-- begin Dataset rows --
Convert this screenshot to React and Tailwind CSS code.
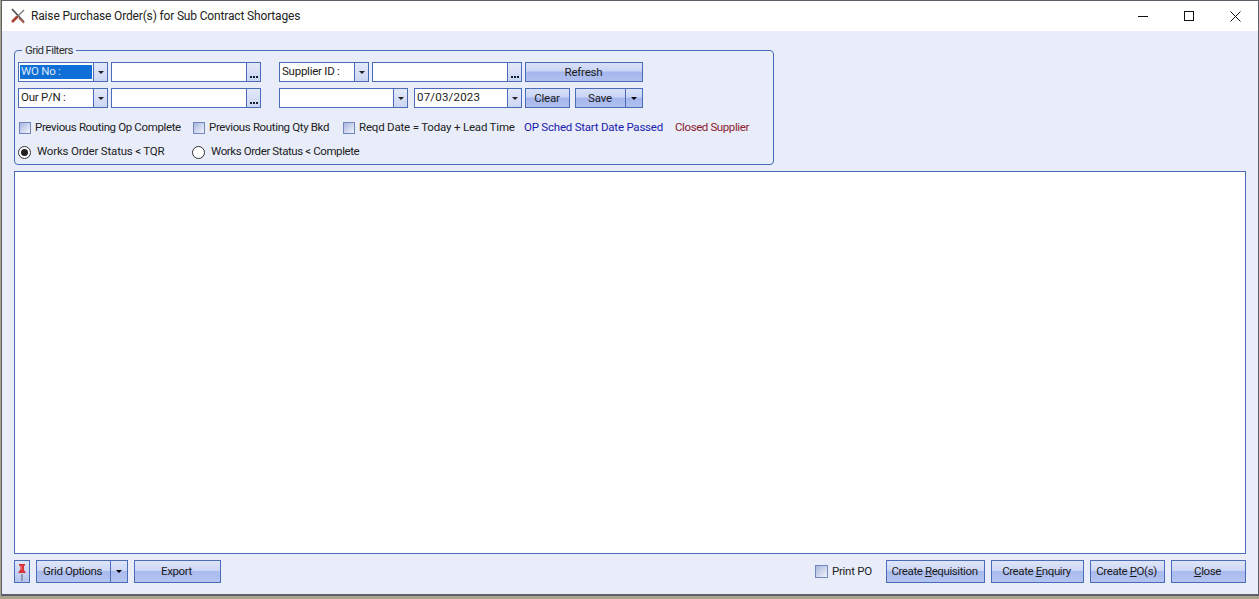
-- end Dataset rows --
-- begin Dataset rows --
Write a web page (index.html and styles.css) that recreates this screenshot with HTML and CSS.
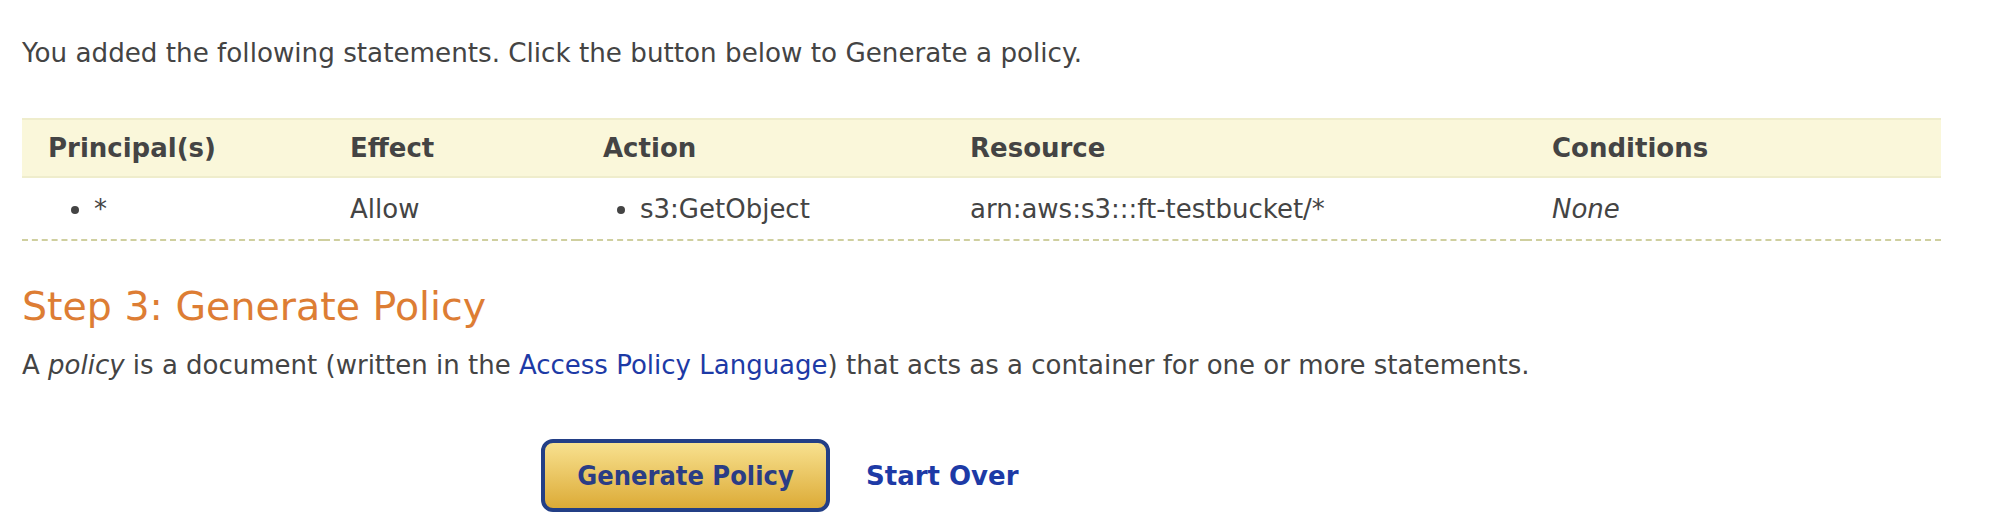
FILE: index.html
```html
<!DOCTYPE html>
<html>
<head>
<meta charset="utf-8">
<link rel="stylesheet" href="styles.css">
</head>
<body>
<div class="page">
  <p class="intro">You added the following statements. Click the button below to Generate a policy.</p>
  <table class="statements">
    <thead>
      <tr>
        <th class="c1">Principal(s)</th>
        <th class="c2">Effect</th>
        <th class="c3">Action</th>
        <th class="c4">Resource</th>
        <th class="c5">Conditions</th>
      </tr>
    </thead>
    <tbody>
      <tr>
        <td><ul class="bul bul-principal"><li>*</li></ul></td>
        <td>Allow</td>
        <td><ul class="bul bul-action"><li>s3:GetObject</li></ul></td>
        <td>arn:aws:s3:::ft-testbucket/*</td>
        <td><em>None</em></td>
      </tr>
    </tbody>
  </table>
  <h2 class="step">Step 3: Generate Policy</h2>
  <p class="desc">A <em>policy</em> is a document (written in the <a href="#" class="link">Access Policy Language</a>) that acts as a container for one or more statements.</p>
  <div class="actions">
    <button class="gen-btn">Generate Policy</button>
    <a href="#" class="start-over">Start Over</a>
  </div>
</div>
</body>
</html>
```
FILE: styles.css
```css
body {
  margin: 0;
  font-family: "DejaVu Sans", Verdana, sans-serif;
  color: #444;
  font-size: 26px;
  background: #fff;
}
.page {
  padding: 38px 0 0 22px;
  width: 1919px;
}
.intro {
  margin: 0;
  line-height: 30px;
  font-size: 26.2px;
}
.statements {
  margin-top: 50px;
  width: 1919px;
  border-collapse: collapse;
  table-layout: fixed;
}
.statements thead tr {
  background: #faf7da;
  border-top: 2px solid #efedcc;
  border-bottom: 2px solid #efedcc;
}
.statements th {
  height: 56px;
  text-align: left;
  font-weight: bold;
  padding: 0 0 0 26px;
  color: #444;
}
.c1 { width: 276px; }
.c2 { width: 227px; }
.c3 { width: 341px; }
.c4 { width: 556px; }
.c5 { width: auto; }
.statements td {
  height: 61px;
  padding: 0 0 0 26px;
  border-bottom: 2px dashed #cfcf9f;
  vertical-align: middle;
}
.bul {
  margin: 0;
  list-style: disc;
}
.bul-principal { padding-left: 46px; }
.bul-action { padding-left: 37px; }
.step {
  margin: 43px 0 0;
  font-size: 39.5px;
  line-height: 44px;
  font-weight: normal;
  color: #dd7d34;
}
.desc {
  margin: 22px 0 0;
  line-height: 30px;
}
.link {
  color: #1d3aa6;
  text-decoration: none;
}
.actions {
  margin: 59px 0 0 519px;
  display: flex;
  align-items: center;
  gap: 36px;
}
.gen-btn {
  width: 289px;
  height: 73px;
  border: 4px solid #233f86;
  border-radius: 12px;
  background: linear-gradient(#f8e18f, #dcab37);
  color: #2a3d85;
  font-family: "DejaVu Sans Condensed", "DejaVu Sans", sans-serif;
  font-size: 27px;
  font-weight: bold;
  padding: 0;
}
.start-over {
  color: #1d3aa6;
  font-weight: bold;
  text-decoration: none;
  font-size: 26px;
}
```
-- end Dataset rows --
# [Brief]
Search the listing for the word "screenshot" and return each line that holds it.

# [Response to the task]
Convert this screenshot to React and Tailwind CSS code.
Write a web page (index.html and styles.css) that recreates this screenshot with HTML and CSS.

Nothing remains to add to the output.